Table should not only use color to encode information (but formatting like bold and underline)

As in a previous comment https://en.wikipedia.org/wiki/Talk:UTF-8/Archive_1#Colour_in_example_table? this has been done before, and is *better* so that everyone can clearly see the different part of the code. Relying on color alone is not good, due to color vision deficiencies and varying color rendition on devices.

Microsoft script dead link

   and Microsoft has a script for Windows 10, to enable it by default for its program Microsoft Notepad
   "Script How to set default encoding to UTF-8 for notepad by PowerShell". gallery.technet.microsoft.com. Retrieved 2018-01-30.
   https://gallery.technet.microsoft.com/scriptcenter/How-to-set-default-2d9669ae?ranMID=24542&ranEAID=TnL5HPStwNw&ranSiteID=TnL5HPStwNw-1ayuyj6iLWwQHN_gI6Np_w&tduid=(1f29517b2ebdfe80772bf649d4c144b1)(256380)(2459594)(TnL5HPStwNw-1ayuyj6iLWwQHN_gI6Np_w)()

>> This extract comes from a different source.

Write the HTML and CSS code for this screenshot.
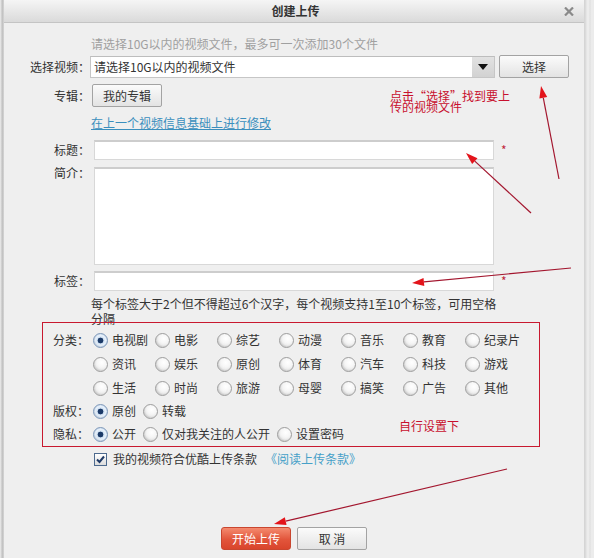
FILE: index.html
```html
<!DOCTYPE html>
<html lang="zh-CN">
<head>
<meta charset="utf-8">
<title>创建上传</title>
<link rel="stylesheet" href="styles.css">
</head>
<body>
<div class="screen">
  <div class="edge-left"></div>
  <div class="dialog">
    <div class="titlebar">
      <span class="title">创建上传</span>
      <span class="close"><svg width="10" height="9" viewBox="0 0 10 9"><path d="M1 0.5 L9 8.5 M9 0.5 L1 8.5" stroke="#8a8a8a" stroke-width="2.2"/></svg></span>
    </div>
    <div class="body">
      <div class="hint">请选择10G以内的视频文件，最多可一次添加30个文件</div>
      <div class="row row-file">
        <span class="lbl">选择视频：</span>
        <div class="select">
          <span class="select-text">请选择10G以内的视频文件</span>
          <span class="select-arrow"><i class="tri"></i></span>
        </div>
        <button class="btn btn-pick">选择</button>
      </div>
      <div class="row row-album">
        <span class="lbl">专辑：</span>
        <button class="btn btn-album">我的专辑</button>
      </div>
      <a class="link-edit" href="#">在上一个视频信息基础上进行修改</a>
      <div class="row row-title">
        <span class="lbl">标题：</span>
        <div class="input"></div>
        <span class="star">*</span>
      </div>
      <div class="row row-desc">
        <span class="lbl">简介：</span>
        <div class="input textarea"></div>
      </div>
      <div class="row row-tags">
        <span class="lbl">标签：</span>
        <div class="input"></div>
        <span class="star">*</span>
      </div>
      <div class="help">每个标签大于2个但不得超过6个汉字，每个视频支持1至10个标签，可用空格分隔</div>
      <div class="fieldset">
        <div class="fs-row">
          <span class="fs-lbl">分类：</span>
          <div class="cat-grid">
            <span class="opt"><i class="radio on"></i>电视剧</span>
            <span class="opt"><i class="radio"></i>电影</span>
            <span class="opt"><i class="radio"></i>综艺</span>
            <span class="opt"><i class="radio"></i>动漫</span>
            <span class="opt"><i class="radio"></i>音乐</span>
            <span class="opt"><i class="radio"></i>教育</span>
            <span class="opt"><i class="radio"></i>纪录片</span>
            <span class="opt"><i class="radio"></i>资讯</span>
            <span class="opt"><i class="radio"></i>娱乐</span>
            <span class="opt"><i class="radio"></i>原创</span>
            <span class="opt"><i class="radio"></i>体育</span>
            <span class="opt"><i class="radio"></i>汽车</span>
            <span class="opt"><i class="radio"></i>科技</span>
            <span class="opt"><i class="radio"></i>游戏</span>
            <span class="opt"><i class="radio"></i>生活</span>
            <span class="opt"><i class="radio"></i>时尚</span>
            <span class="opt"><i class="radio"></i>旅游</span>
            <span class="opt"><i class="radio"></i>母婴</span>
            <span class="opt"><i class="radio"></i>搞笑</span>
            <span class="opt"><i class="radio"></i>广告</span>
            <span class="opt"><i class="radio"></i>其他</span>
          </div>
        </div>
        <div class="fs-row fs-row-copy">
          <span class="fs-lbl">版权：</span>
          <div class="inline-opts">
            <span class="opt opt-inline"><i class="radio on"></i>原创</span>
            <span class="opt opt-inline"><i class="radio"></i>转载</span>
          </div>
        </div>
        <div class="fs-row fs-row-priv">
          <span class="fs-lbl">隐私：</span>
          <div class="inline-opts">
            <span class="opt opt-inline"><i class="radio on"></i>公开</span>
            <span class="opt opt-inline"><i class="radio"></i>仅对我关注的人公开</span>
            <span class="opt opt-inline"><i class="radio"></i>设置密码</span>
          </div>
        </div>
      </div>
      <div class="agree">
        <span class="checkbox"><svg width="11" height="11" viewBox="0 0 11 11"><path d="M2 5.5 L4.5 8 L9 2.5" fill="none" stroke="#1f3a66" stroke-width="2"/></svg></span>
        <span class="agree-text">我的视频符合优酷上传条款</span>
        <a class="link-terms" href="#">《阅读上传条款》</a>
      </div>
      <div class="actions">
        <button class="btn btn-primary">开始上传</button>
        <button class="btn btn-cancel">取 消</button>
      </div>
    </div>
  </div>
  <div class="edge-right"></div>

  <svg class="notes" width="594" height="558" viewBox="0 0 594 558">
    <g stroke="#a3162e" stroke-width="1.2" fill="none">
      <line x1="559" y1="179" x2="543.3" y2="97.8"/>
      <line x1="531" y1="213" x2="474.8" y2="161.1"/>
      <line x1="571" y1="268" x2="423.9" y2="281.9"/>
      <line x1="507" y1="469" x2="285.7" y2="521.2"/>
    </g>
    <g fill="#e3141b">
      <polygon points="541,86 547.2,97 539.4,98.5"/>
      <polygon points="466,153 477.5,158.2 472.1,164.1"/>
      <polygon points="412,283 423.5,277.9 424.3,285.9"/>
      <polygon points="274,524 284.8,517.3 286.6,525.1"/>
    </g>
  </svg>
  <div class="note note-pick">点击“选择”找到要上传的视频文件</div>
  <div class="note note-self">自行设置下</div>
</div>
</body>
</html>
```

FILE: styles.css
```css
* { box-sizing: border-box; margin: 0; padding: 0; }
html, body { width: 594px; height: 558px; overflow: hidden; }
body {
  margin: 0;
  font-family: "Noto Sans CJK SC", "Liberation Sans", sans-serif;
  font-size: 12px;
  color: #333;
  background: #ececec;
}
.screen { position: relative; width: 594px; height: 558px; display: flex; }

.edge-left {
  width: 4px;
  background: linear-gradient(to right, #e4e4e4 0, #e4e4e4 1px, #bdbdbd 2px, #c9c9c9 3px, #d6d6d6 4px);
}
.dialog {
  width: 580px;
  background: #efefef;
  display: flex;
  flex-direction: column;
}
.edge-right {
  flex: 1;
  background: linear-gradient(to right, #d2d2d2 0, #dedede 2px, #ececec 3px, #ececec 5px, #dddddd 6px, #ececec 7px);
}

/* title bar */
.titlebar {
  height: 23px;
  display: grid;
  grid-template-columns: 1fr auto 1fr;
  align-items: center;
  background: linear-gradient(#f5f5f5, #dadada);
  border-bottom: 1px solid #c4c4c4;
}
.title {
  grid-column: 2;
  font-weight: bold;
  color: #333;
  line-height: 22px;
  padding-left: 3px;
}
.close {
  grid-column: 3;
  justify-self: end;
  margin-right: 10px;
  display: flex;
}

/* form */
.body { display: flex; flex-direction: column; }
.hint {
  margin: 13px 0 0 87px;
  line-height: 16px;
  color: #a0a0a0;
}
.row { display: flex; align-items: center; }
.lbl {
  width: 86px;
  text-align: right;
  color: #333;
  line-height: 16px;
}
.row-file { margin-top: 3px; height: 23px; align-items: flex-end; }
.row-file .lbl { align-self: center; padding-top: 1px; }
.select {
  width: 405px;
  height: 22px;
  display: flex;
  background: #fff;
  border: 1px solid #c6c6c6;
  border-top-color: #bdbdbd;
}
.select-text {
  flex: 1;
  line-height: 20px;
  padding-left: 3px;
  color: #333;
}
.select-arrow {
  width: 22px;
  background: linear-gradient(#e2e2e2, #d2d2d2);
  display: flex;
  align-items: center;
  justify-content: center;
}
.tri {
  width: 0; height: 0;
  border-left: 5px solid transparent;
  border-right: 5px solid transparent;
  border-top: 6px solid #111;
}

.btn {
  font-family: inherit;
  font-size: 12px;
  color: #333;
  border: 1px solid #a3a3a3;
  border-radius: 2px;
  background: linear-gradient(#fbfbfb, #e3e3e3);
  display: flex;
  align-items: center;
  justify-content: center;
}
.btn-pick { width: 70px; height: 23px; margin-left: 4px; }
.row-album { margin-top: 6px; height: 23px; }
.btn-album { width: 70px; height: 23px; margin-left: 2px; }

.link-edit {
  margin: 8px 0 0 87px;
  line-height: 16px;
  color: #3a8ebd;
  text-decoration: underline;
  align-self: flex-start;
}

.input {
  width: 400px;
  height: 20px;
  margin-left: 4px;
  background: #fff;
  border: 1px solid #d8d8d8;
  border-top: 2px solid #cdcdcd;
}
.textarea { height: 98px; }
.star { margin-left: 7px; color: #c0283c; line-height: 16px; }
.row-title { margin-top: 9px; }
.row-desc { margin-top: 7px; align-items: flex-start; }
.row-desc .lbl { line-height: 12px; }
.row-tags { margin-top: 6px; }

.help {
  margin: 5px 0 0 87px;
  width: 410px;
  line-height: 15px;
  color: #333;
}

/* red annotation box with radio groups */
.fieldset {
  position: relative;
  margin: -4px 0 0 38px;
  width: 498px;
  height: 125px;
  border: 1px solid #c8192f;
  padding-top: 5px;
}
.fs-row { display: flex; align-items: flex-start; }
.fs-lbl {
  width: 46px;
  text-align: right;
  line-height: 24px;
  color: #333;
}
.cat-grid {
  margin-left: 4px;
  display: grid;
  grid-template-columns: repeat(7, 62px);
  grid-auto-rows: 24px;
  align-items: center;
}
.opt { display: flex; align-items: center; line-height: 16px; color: #333; white-space: nowrap; }
.radio {
  display: inline-block;
  width: 15px;
  height: 15px;
  margin-right: 4px;
  border-radius: 50%;
  border: 1px solid #9d9d9d;
  background: radial-gradient(circle at 60% 35%, #ffffff 0, #f6f6f6 40%, #d4d4d4 100%);
  box-shadow: inset 1px -1px 1px rgba(0,0,0,0.08);
}
.radio.on {
  border-color: #7d97b8;
  background: radial-gradient(circle, #1b3a68 0, #1b3a68 2.6px, #cfe0f2 3.2px, #e8f1fb 5px, #a9c3e0 100%);
}
.fs-row-copy { height: 22px; }
.fs-row-copy .fs-lbl { line-height: 22px; }
.fs-row-priv { height: 24px; }
.inline-opts { margin-left: 4px; display: flex; align-items: center; height: 100%; }
.opt-inline { margin-right: 7px; }

.agree {
  margin: 4px 0 0 90px;
  height: 16px;
  display: flex;
  align-items: center;
}
.checkbox {
  width: 13px;
  height: 13px;
  border: 1px solid #4d6a8e;
  background: linear-gradient(#ffffff, #dcdcdc);
  display: flex;
  align-items: center;
  justify-content: center;
  margin-right: 6px;
}
.agree-text { line-height: 16px; color: #333; }
.link-terms { margin-left: 8px; color: #46a0c8; text-decoration: none; line-height: 16px; }

.actions {
  margin-top: 60px;
  display: flex;
  justify-content: center;
  gap: 6px;
}
.btn-primary {
  width: 70px;
  height: 23px;
  color: #fff;
  border: 1px solid #c9462f;
  border-radius: 3px;
  background: linear-gradient(#f48a6f, #e2553b 55%, #d9452c);
}
.btn-cancel { width: 70px; height: 23px; }

/* annotations drawn over the dialog */
.notes { position: absolute; left: 0; top: 0; pointer-events: none; }
.note { position: absolute; color: #c8102e; font-size: 12px; }
.note-pick { left: 390px; top: 90px; width: 121px; line-height: 11px; font-feature-settings: "fwid" 1; }
.note-self { left: 399px; top: 418px; line-height: 16px; }
```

This link is dead. How to fix it? — Preceding unsigned comment added by Un1Gfn (talkcontribs) 02:58, 5 April 2021 (UTC)[reply]

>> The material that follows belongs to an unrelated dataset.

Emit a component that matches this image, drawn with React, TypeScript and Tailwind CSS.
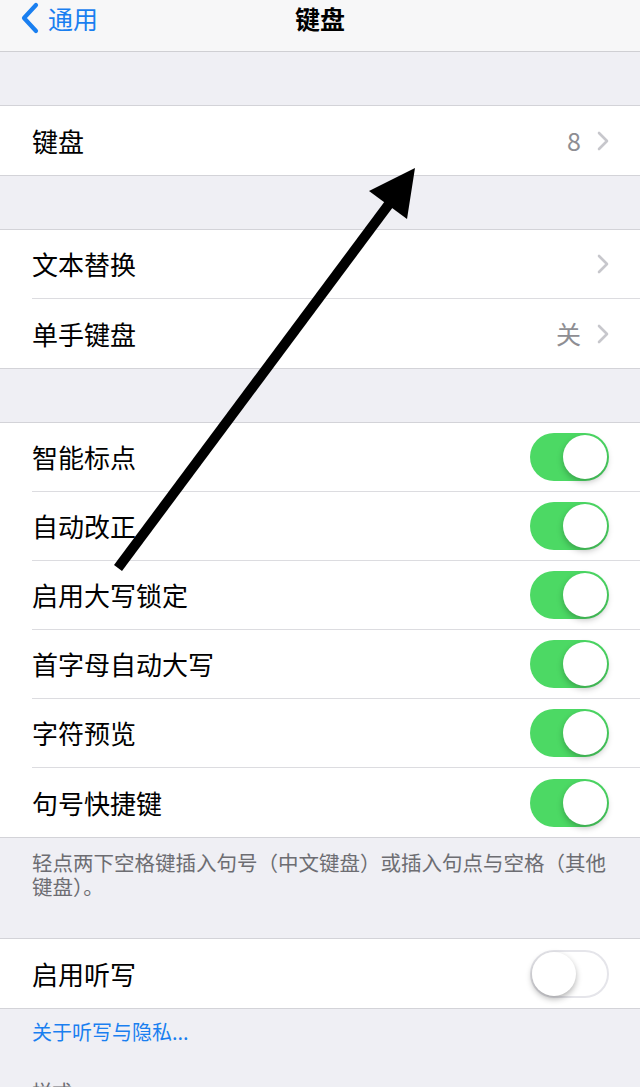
import { ReactNode } from "react";

const font = { fontFamily: '"Noto Sans CJK SC", "Noto Sans", sans-serif' };

const Chevron = () => (
  <svg width="12" height="20" viewBox="0 0 12 20" className="shrink-0">
    <path
      d="M2 2 L10 10 L2 18"
      fill="none"
      stroke="#c7c7cc"
      strokeWidth="2.6"
      strokeLinecap="round"
      strokeLinejoin="round"
    />
  </svg>
);

const Toggle = ({ on }: { on: boolean }) =>
  on ? (
    <div className="relative w-[79px] h-[48px] rounded-full bg-[#4cd964] shrink-0">
      <div className="absolute right-[2px] top-[2px] w-[44px] h-[44px] rounded-full bg-white shadow-[0_3px_6px_rgba(0,0,0,0.25)]" />
    </div>
  ) : (
    <div className="relative w-[79px] h-[48px] rounded-full bg-white border-2 border-[#e5e5ea] shrink-0">
      <div className="absolute left-0 top-0 w-[44px] h-[44px] rounded-full bg-white shadow-[0_3px_6px_rgba(0,0,0,0.3)]" />
    </div>
  );

type RowProps = {
  label: string;
  right?: ReactNode;
  last?: boolean;
};

const Row = ({ label, right, last }: RowProps) => (
  <div className="pl-[32px] bg-white">
    <div
      className={`flex items-center justify-between h-[69px] pr-[31px] ${
        last ? "" : "border-b border-[#dcdce0]"
      }`}
    >
      <span className="text-[26px] text-black leading-none">{label}</span>
      {right}
    </div>
  </div>
);

const Value = ({ text }: { text?: string }) => (
  <div className="flex items-center gap-[16px]">
    {text && <span className="text-[25px] text-[#8e8e93] leading-none">{text}</span>}
    <Chevron />
  </div>
);

const Group = ({ children }: { children: ReactNode }) => (
  <div className="border-y border-[#d3d3d8] bg-white">{children}</div>
);

export default function App() {
  return (
    <div className="relative w-[640px] h-[1087px] overflow-hidden bg-[#efeff4]" style={font}>
      {/* nav bar */}
      <div className="h-[52px] bg-[#f7f7f8] border-b border-[#cfcfd3]">
        <div className="grid grid-cols-3 items-center h-[36px]">
          <div className="flex items-center gap-[8px] pl-[20px] text-[#1a7ff0]">
            <svg width="20" height="32" viewBox="0 0 20 32">
              <path
                d="M16 3 L4 16 L16 29"
                fill="none"
                stroke="currentColor"
                strokeWidth="4.2"
                strokeLinecap="round"
                strokeLinejoin="round"
              />
            </svg>
            <span className="text-[25px] leading-[30px]">通用</span>
          </div>
          <div className="text-center text-[25px] font-bold text-black leading-[30px]">键盘</div>
          <div />
        </div>
      </div>

      <div className="h-[53px]" />
      <Group>
        <Row label="键盘" right={<Value text="8" />} last />
      </Group>

      <div className="h-[53px]" />
      <Group>
        <Row label="文本替换" right={<Value />} />
        <Row label="单手键盘" right={<Value text="关" />} last />
      </Group>

      <div className="h-[53px]" />
      <Group>
        <Row label="智能标点" right={<Toggle on />} />
        <Row label="自动改正" right={<Toggle on />} />
        <Row label="启用大写锁定" right={<Toggle on />} />
        <Row label="首字母自动大写" right={<Toggle on />} />
        <Row label="字符预览" right={<Toggle on />} />
        <Row label="句号快捷键" right={<Toggle on />} last />
      </Group>

      <div className="h-[100px] px-[32px] pt-[12px]">
        <p className="text-[20.5px] leading-[24px] text-[#6d6d72]">
          轻点两下空格键插入句号（中文键盘）或插入句点与空格（其他键盘）。
        </p>
      </div>

      <Group>
        <Row label="启用听写" right={<Toggle on={false} />} last />
      </Group>

      <div className="px-[32px] pt-[11px]">
        <p className="text-[20px] leading-[24px] text-[#1a7ff0]">关于听写与隐私...</p>
        <p className="mt-[36px] text-[20px] leading-[24px] text-[#6d6d72]">样式</p>
      </div>

      {/* annotation arrow */}
      <svg
        className="absolute left-0 top-0 pointer-events-none"
        width="640"
        height="1087"
        viewBox="0 0 640 1087"
      >
        <line x1="118" y1="568" x2="392" y2="200" stroke="#000" strokeWidth="10" />
        <polygon points="415,168 369,191 407,219" fill="#000" />
      </svg>
    </div>
  );
}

That text, and that link, appears to have been removed, so there's no longer anything to fix. Guy Harris (talk) 23:43, 21 December 2023 (UTC)[reply]

utf8 octal conversion

I think this section should be rewritten. It makes no sense to talk about bytes if you have triplets of octal numbers which make 9 bits in total, not 8. The grouping shown in the section is ambiguous (and wrong). --84.167.187.209 (talk) 02:24, 29 May 2021 (UTC)[reply]

The table is correct, the results are 1 to 4 bytes, each displayed as 3 octal digits, the left-most digit cannot be greater than 3. If the bytes were somehow appended into a single octal number then you would first have an endieness question, and more importantly it would remove the alignment between the output octal digits and the input octal digits.
I have made this modification of the octal table. Do you understand it? x,y,z and w are octal digits.--BIL (talk) 22:11, 29 May 2021 (UTC)[reply]
           
Octal code point <-> Octal UTF-8 conversion
First code point Last code point Code point Byte 1 Byte 2 Byte 3 Byte 4
000 177 xxx xxx
0200 3777 xxyy 3xx 2yy
04000 77777 xyyzz 34x 2yy 2zz
100000 177777 1xyyzz 35x 2yy 2zz
0200000 4177777 xyyzzww 36x 2yy 2zz 2ww
Yes that is a lot clearer.Spitzak (talk) 23:44, 29 May 2021 (UTC)[reply]

I do agree there is a huge amount of bloat in this article, conversion from/to UTF-8 is actually really simple and I would love to see the majority of this text spew deleted.Spitzak (talk) 20:24, 29 May 2021 (UTC)[reply]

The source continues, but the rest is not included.